Правом изъять ребенка из семьи в России обладает только суд. Для которого, повторимся, не существует понятия «однополая семья» – и у которого нет юридической возможности ограничивать ЛГБТ-персон в желании заводить детей через усыновление, суррогатное материнство или донорское оплодотворение (гей-пары, напомним, бывают еще и женскими).

Исходя из всего этого, заведенное СК уголовное дело изначально обречено. Но возможно другое – в том случае, если усыновленные дети стали жертвой какого-нибудь преступления. Только это в равной степени касается любых усыновителей: одиноких, замужних, розовых или голубых – никакой разницы.

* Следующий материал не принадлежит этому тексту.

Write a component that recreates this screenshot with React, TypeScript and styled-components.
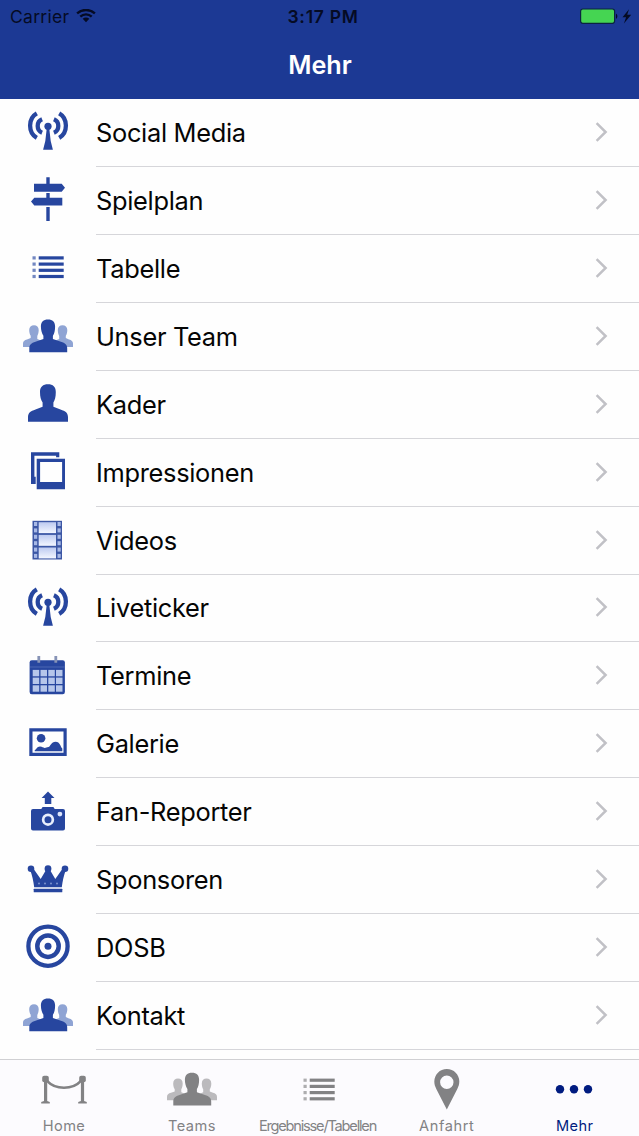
import React from "react";
import styled, { createGlobalStyle } from "styled-components";

const BLUE = "#27469f";
const GRAY = "#828284";

const GlobalStyle = createGlobalStyle`
  *, *::before, *::after { box-sizing: border-box; }
  body { margin: 0; background: #fefefe; font-family: Inter, "Liberation Sans", sans-serif; }
`;

const Screen = styled.div`
  display: flex;
  flex-direction: column;
  width: 639px;
  height: 1136px;
  overflow: hidden;
  background: #fefefe;
`;

const Header = styled.header`
  flex: none;
  height: 98.6px;
  background: #1c3994;
`;

const StatusBar = styled.div`
  display: grid;
  grid-template-columns: 1fr auto 1fr;
  align-items: center;
  height: 33px;
  padding: 0 7px 0 10px;
  font-size: 17.5px;
  line-height: 33px;
  color: #050b24;
`;

const Carrier = styled.div`
  display: flex;
  align-items: center;
  gap: 7px;
  letter-spacing: 0.3px;
`;

const Clock = styled.div`
  font-weight: 600;
  padding-left: 4px;
  letter-spacing: 0.7px;
`;

const Power = styled.div`
  display: flex;
  justify-content: flex-end;
`;

const Title = styled.h1`
  margin: 0;
  height: 65px;
  font-size: 25.2px;
  font-weight: 600;
  line-height: 65px;
  text-align: center;
  text-indent: 1px;
  color: #fff;
`;

const List = styled.ul`
  flex: 1;
  min-height: 0;
  margin: 0;
  padding: 0.8px 0 0;
  list-style: none;
  overflow: hidden;
`;

const Row = styled.li`
  display: flex;
  height: 67.88px;
`;

const RowIcon = styled.svg`
  flex: none;
  width: 96px;
  height: 68px;
`;

const RowBody = styled.div`
  flex: 1;
  display: flex;
  align-items: center;
  justify-content: space-between;
  padding-right: 31px;
  border-bottom: 1px solid #d6d6da;
`;

const Label = styled.span`
  font-size: 25.4px;
  line-height: 34px;
  padding-top: 1px;
  color: #050505;
  letter-spacing: -0.3px;
  white-space: nowrap;
`;

const Chevron = styled.svg`
  width: 13px;
  height: 20px;
  margin-bottom: 1px;
  fill: none;
  stroke: #c1c1c6;
  stroke-width: 2.5px;
`;

const TabBar = styled.nav`
  flex: none;
  display: grid;
  grid-template-columns: repeat(5, 1fr);
  height: 77px;
  border-top: 1px solid #d0d0d3;
  background: #fcfbfe;
`;

const Tab = styled.div<{ $active?: boolean }>`
  display: flex;
  flex-direction: column;
  align-items: center;
  color: ${(p) => (p.$active ? "#001b80" : GRAY)};
`;

const TabIcon = styled.svg`
  width: 128px;
  height: 56px;
  flex: none;
`;

const TabLabel = styled.span<{ $spacing: number; $trail: number }>`
  font-size: 14.6px;
  line-height: 20px;
  letter-spacing: ${(p) => p.$spacing}px;
  padding-right: ${(p) => p.$trail}px;
  white-space: nowrap;
`;

const Antenna = () => (
  <g>
    <circle cx="48" cy="27.3" r="3.6" fill={BLUE} />
    <path d="M46.8 29h2.4l1.5 13 2.2 8.8h-9.8l2.2-8.8z" fill={BLUE} />
    <g fill="none" stroke={BLUE} strokeWidth="4.3">
      <path d="M36.8 14.3C32.300 16.900 30.100 21.500 30.100 26.500S32.300 36.300 36.800 38.900" />
      <path d="M59.200 14.300C63.700 16.900 65.900 21.500 65.900 26.500S63.700 36.300 59.200 38.900" />
      <path d="M42.100 20.300C39.100 21.500 37.700 24 37.700 27S39.100 32.500 42.100 33.700" />
      <path d="M53.900 20.300C56.900 21.500 58.300 24 58.300 27S56.900 32.500 53.900 33.700" />
    </g>
  </g>
);

const Signpost = () => (
  <path
    fill={BLUE}
    d="M46.300 10.300h3.400v6.400h12l3.300 4-3.300 4H34v-8h12.300zM46.300 26.100h3.400v4.600h12.600v7.700H34.300l-3.300-3.850 3.300-3.850h12zM46.300 40.100h3.400v14h-3.400z"
  />
);

const Lines = ({ color }: { color: string }) => (
  <g fill={color}>
    {[21.3, 27.5, 33.7, 39.9].map((y) => (
      <React.Fragment key={y}>
        <rect x="32.500" y={y} width="3.200" height="3.200" opacity="0.65" />
        <rect x="38.700" y={y} width="25" height="3.200" />
      </React.Fragment>
    ))}
  </g>
);

const People = ({ color, side }: { color: string; side: string }) => (
  <g>
    <path
      fill={side}
      d="M34 22.200c2.800 0 4.700 1.700 4.700 4.900 0 2.600-.7 4.500-1.400 5.800v3l7.300 3v5H23v-3.300c0-2.500 1.500-3.500 4-4.200l3.700-1.300v-2.300c-.9-1.300-1.500-3.100-1.500-5.700 0-3.200 2-4.900 4.800-4.900z"
    />
    <path
      fill={side}
      d="M62.500 22.200c-2.800 0-4.700 1.700-4.700 4.900 0 2.600.7 4.500 1.400 5.800v3l-7.300 3v5H73v-3.300c0-2.500-1.500-3.500-4-4.200l-3.200-1.300v-2.300c.9-1.300 1.500-3.100 1.500-5.700 0-3.200-2-4.900-4.800-4.900z"
    />
    <path
      fill={color}
      d="M48 16.400c4.600 0 7.100 2.500 7.100 7.100 0 4.200-.7 6.800-2.200 9.300v3.100l8 2.900c4.300 1.400 6.300 3 6.300 6.400v4H29.300v-4c0-3.400 2-5 6.200-6.400l7.900-2.900v-3.100c-1.400-2.500-2.500-5.100-2.500-9.300 0-4.600 2.500-7.100 7.100-7.100z"
    />
  </g>
);

const Person = () => (
  <path
    fill={BLUE}
    d="M48 13.300c5 0 7.800 2.600 7.800 7.600 0 5-.9 7.900-2.400 10.500v4.300l7.100 2.800c5 1.700 7.500 3.300 7.500 7.700v4.500H28v-4.500c0-4.400 2.500-6 7.500-7.700l7.100-2.800v-4.300c-1.600-2.600-2.600-5.500-2.600-10.500 0-5 3-7.600 8-7.600z"
  />
);

const Photos = () => (
  <g fill={BLUE}>
    <path d="M31 13.300h28.300v5h-3.200v-1.600H34.400v21h1.300v7.200H31z" />
    <path d="M36.700 19.700H65V50.300H36.700zM40.100 23.100v20h22v-20z" fillRule="evenodd" />
  </g>
);

const Film = () => (
  <g>
    <defs>
      <linearGradient id="frame" x1="0" y1="0" x2="0" y2="1">
        <stop offset="0" stopColor="#bdcaf0" />
        <stop offset="1" stopColor="#f3f6ff" />
      </linearGradient>
    </defs>
    <rect x="32.500" y="13.800" width="29.500" height="38.700" fill="#3c57a5" />
    {[15.200, 27.900, 40.500].map((y) => (
      <rect key={y} x="38.700" y={y} width="17.300" height="10.900" fill="url(#frame)" />
    ))}
    {[15, 21.400, 27.800, 34.200, 40.600, 46.900].map((y) => (
      <g key={y} fill="#a8b9e6">
        <rect x="34" y={y} width="3.200" height="4" />
        <rect x="57.500" y={y} width="3.200" height="4" />
      </g>
    ))}
  </g>
);

const Calendar = () => (
  <g>
    <rect x="29.600" y="18.200" width="35.300" height="34.100" rx="2.200" fill={BLUE} />
    <path d="M30 25h34.600" stroke="#5b76bd" strokeWidth="0.700" />
    <path d="M38.800 13.900v6.800M55.800 13.900v6.800" stroke="#8793b6" strokeWidth="2.800" />
    {[27.900, 35.600, 43.300].map((y) =>
      [32.700, 40.500, 48.300, 56].map((x) => (
        <rect key={`${x}-${y}`} x={x} y={y} width="6.500" height="6.400" fill="#b6c6ea" />
      )),
    )}
  </g>
);

const Picture = () => (
  <g fill={BLUE} transform="translate(0 -0.600)">
    <path fillRule="evenodd" d="M29.300 18.900h37.400v27.700H29.300zM32.500 22.100v21.300h31V22.100z" />
    <circle cx="41.100" cy="28.900" r="4.300" />
    <path d="M34.700 41.900v-1c1.300-.2 2.300-3.700 5.300-3.700 2.400 0 3 1.300 4.600 1.300 1.500 0 2-.3 3.900-.8 2-.6 2.700-5.300 7-5.300 4.800 0 4.800 5.100 6.800 6.600v2.900z" />
  </g>
);

const Camera = () => (
  <g fill={BLUE} transform="translate(0 -0.600)">
    <path d="M48 14.100l6.500 6.400h-3.200v6.200h-6.500v-6.200h-3.200z" />
    <path d="M33 31.700h8.300l1.300-2h10.800l1.300 2H63a2 2 0 0 1 2 2V51a2 2 0 0 1-2 2H33a2 2 0 0 1-2-2V33.700a2 2 0 0 1 2-2z" />
    <circle cx="48" cy="42.300" r="4.850" stroke="#e8eefc" strokeWidth="2.700" />
    <circle cx="59.900" cy="36.700" r="2.400" fill="#dce5fb" />
  </g>
);

const Crown = () => (
  <g fill={BLUE} transform="translate(0 -0.600)">
    <circle cx="31" cy="23.300" r="3.300" />
    <circle cx="48" cy="23.300" r="3.400" />
    <circle cx="65" cy="23.300" r="3.300" />
    <path d="M30 24l3.300-.8 7.400 10.500L46.300 24h3.400l5.600 9.700 7.400-10.500 3.300.8c-2.300 6.200-3.500 12-4.200 17.800H34.200C33.500 36 32.300 30.200 30 24z" />
    <rect x="33.700" y="43.300" width="28.600" height="3.600" rx="0.500" />
    {[39, 45, 51, 57].map((x) => (
      <circle key={x} cx={x} cy="38.200" r="1" fill="#7e94cf" />
    ))}
  </g>
);

const Target = () => (
  <g fill="none" stroke={BLUE}>
    <circle cx="48" cy="32.200" r="19.600" strokeWidth="4.300" />
    <circle cx="48" cy="32.200" r="10.700" strokeWidth="4.500" />
    <circle cx="48" cy="32.200" r="3.500" fill={BLUE} stroke="none" />
  </g>
);

const BluePeople = () => <People color={BLUE} side="#8fa4d4" />;
const BlueLines = () => <Lines color={BLUE} />;

const rows: { label: string; Icon: () => React.ReactElement }[] = [
  { label: "Social Media", Icon: Antenna },
  { label: "Spielplan", Icon: Signpost },
  { label: "Tabelle", Icon: BlueLines },
  { label: "Unser Team", Icon: BluePeople },
  { label: "Kader", Icon: Person },
  { label: "Impressionen", Icon: Photos },
  { label: "Videos", Icon: Film },
  { label: "Liveticker", Icon: Antenna },
  { label: "Termine", Icon: Calendar },
  { label: "Galerie", Icon: Picture },
  { label: "Fan-Reporter", Icon: Camera },
  { label: "Sponsoren", Icon: Crown },
  { label: "DOSB", Icon: Target },
  { label: "Kontakt", Icon: BluePeople },
];

const Barrier = () => (
  <g fill={GRAY}>
    <rect x="42.200" y="15.700" width="6.600" height="6.600" rx="2" />
    <rect x="79.200" y="15.700" width="6.600" height="6.600" rx="2" />
    <path d="M44 21h3.200v20l2.600 1.100v1.400h-8.600v-1.400L44 41zM80.900 21h3.200v20l2.700 1.100v1.400h-8.600v-1.400l2.700-1.100z" />
    <path d="M47 20.800c8.500 9.200 25.500 9.200 34 0" fill="none" stroke={GRAY} strokeWidth="2.600" />
  </g>
);

const Pin = () => (
  <path
    fill={GRAY}
    fillRule="evenodd"
    d="M62.800 9c7 0 12.500 5.500 12.500 12.600 0 3-.8 5-2 7.300L62.800 49.500 52.300 28.900c-1.200-2.300-2-4.300-2-7.300C50.300 14.500 55.800 9 62.800 9zm0 6.500a6.700 6.700 0 1 0 0 13.400 6.700 6.700 0 0 0 0-13.400z"
  />
);

const More = () => (
  <g fill="#001b80">
    <circle cx="48" cy="29.300" r="4.200" />
    <circle cx="62" cy="29.300" r="4.200" />
    <circle cx="76" cy="29.300" r="4.200" />
  </g>
);

const GrayPeople = () => (
  <g transform="translate(16 -3.700)">
    <People color={GRAY} side="#bbbabd" />
  </g>
);

const GrayLines = () => (
  <g transform="translate(15 -2.700)">
    <Lines color={GRAY} />
  </g>
);

const tabs: {
  label: string;
  spacing: number;
  trail: number;
  active?: boolean;
  Icon: () => React.ReactElement;
}[] = [
  { label: "Home", spacing: 0.4, trail: 0, Icon: Barrier },
  { label: "Teams", spacing: 0.5, trail: 0, Icon: GrayPeople },
  { label: "Ergebnisse/Tabellen", spacing: -1.2, trail: 5, Icon: GrayLines },
  { label: "Anfahrt", spacing: 0.6, trail: 2.5, Icon: Pin },
  { label: "Mehr", spacing: 0.4, trail: 2.5, active: true, Icon: More },
];

export default function App() {
  return (
    <Screen>
      <GlobalStyle />
      <Header>
        <StatusBar>
          <Carrier>
            Carrier
            <svg width="20" height="15" viewBox="0 0 20 15" fill="none" stroke="#050b24" strokeWidth="2.400">
              <path d="M1.100 4.300c5-4.400 12.800-4.400 17.800 0" />
              <path d="M4.300 7.600c3.300-3 8.100-3 11.400 0" />
              <path d="M10 13.200l-3.300-3.500c1.900-1.600 4.700-1.600 6.600 0z" fill="#050b24" stroke="none" />
            </svg>
          </Carrier>
          <Clock>3:17 PM</Clock>
          <Power>
            <svg width="52" height="18" viewBox="0 0 52 18">
              <rect x="0.600" y="1" width="34" height="14.300" rx="2.200" fill="#45d552" stroke="#0b2440" strokeWidth="1.200" />
              <path d="M36 5.700c1.800.6 1.800 4.400 0 5z" fill="#050b24" />
              <path d="M49 1.200l-6.500 8h3.600l-2.200 6.300 7.300-8.700h-4z" fill="#050b24" />
            </svg>
          </Power>
        </StatusBar>
        <Title>Mehr</Title>
      </Header>
      <List>
        {rows.map(({ label, Icon }) => (
          <Row key={label}>
            <RowIcon viewBox="0 0 96 68">
              <Icon />
            </RowIcon>
            <RowBody>
              <Label>{label}</Label>
              <Chevron viewBox="0 0 13 20">
                <path d="M1.600 1.200L10.600 10l-9 8.800" />
              </Chevron>
            </RowBody>
          </Row>
        ))}
      </List>
      <TabBar>
        {tabs.map(({ label, spacing, trail, active, Icon }) => (
          <Tab key={label} $active={active}>
            <TabIcon viewBox="0 0 128 56">
              <Icon />
            </TabIcon>
            <TabLabel $spacing={spacing} $trail={trail}>
              {label}
            </TabLabel>
          </Tab>
        ))}
      </TabBar>
    </Screen>
  );
}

В описываемом случае о преступлении и речи нет. Как заявила уполномоченный по правам человека в Москве Татьяна Потяева, по результатам проверки, проведенной органами опеки, выяснилось следующее: «дети занимались в многочисленных кружках, хорошо учились, в воспитании детей помогала бабушка и няня, они постоянно были в контакте с детьми, выезжали на отдых». В конечном итоге «у органов опеки не было никаких причин сомневаться в том, что дети находятся в надлежащем состоянии».

Остаются только ни на чем не основанные суждения о том, что в однополых семьях дети неизбежно подвергнутся растлению, хотя гомосексуальность и педофилия – совершенно разные понятия. С тем же основанием можно утверждать, что все удочеряемые девочки подвергнутся растлению со стороны приемных отцов. К общему ужасу, подобное действительно иногда случается – и таких случаев не так уж мало, но они не ставят под вопрос важность института приемных семей.

Другой столь же популярный и столь же бездоказательный довод гласит, что выросшие в однополой семье дети будут неполноценными. Хотя именно в России особенно много людей выросло в однополых семьях формата «мама плюс бабушка». Их «неполноценность» – предмет для публицистических дискуссий, но не научных и не юридических.

В целом мы имеем следующую ситуацию: безнадежное уголовное дело без подозреваемых породило вокруг семьи (будем оперировать принятыми у нас юридическими категориями, по которым семья – это двое детей и усыновивший их отец) потенциально вредный ажиотаж. При этом к самой семье у СК претензий нет, только к органам опеки.

Раз есть дело, будет и работа по нему – с допросами, процедурами, сбором доказательств (интересно, как выглядят доказательства «ущерба, нанесенного нравственному и духовному развитию детей») и дополнительной шумихой. И если бы закон не запрещал разглашение практически любой информации о детях и их приемных родителях, жизнь этой семьи, где отец, по имеющимся данным, хорошо справляется со своими обязанностями и заботится о благополучии усыновленных, превратилась бы в ад. Излишне пассионарные и непримиримо настроенные к ЛГБТ граждане обязательно этому бы поспособствовали.

Пожалуй, худшее, что можно было бы представить в данной ситуации, это насильное изъятие из семьи детей, усыновленных по закону и воспитываемых по всем правилам, на том основании, что их приемный отец – гей. Появлению такого сюжета будут безумно рады западные пропагандистские ресурсы, занятые целенаправленной демонизацией России.

В Европе это воспримут примерно так же, как воспринимается теперь политика Австралии, вошедшая в историю под названием «Украденные поколения». Эта откровенно фашистская практика подразумевала принудительное изъятие детей из семей аборигенов под предлогом их защиты и «правильного воспитания».

А в будущем это будет восприниматься так и нами самими. Оборону от идеи узаконивания гей-браков консервативная Россия будет держать еще какое-то время, но вряд ли всегда. Мировая тенденция налицо: даже в БРИКС, позиционирующем себя в качестве «альтернативы» западному глобализму, «сдались» уже две страны из пяти – Бразилия и ЮАР. В Европе легализация однополых семей за считанные годы продвинулась к границам Польши, Румынии и Словакии, а однополых партнерств (от брака они зачастую отличаются только названием и процедурой регистрации) – к границам самой России, захватив пространство бывшего СССР (конкретно – Эстонии). Аналогичные процессы происходят в Южной Америке, не говоря уже о Северной, а «держатся» пока только Азия с Африкой. И сложно спорить с тем, что русское общество значительно ближе к французскому или аргентинскому, чем к иранскому, китайскому или зимбабвийскому.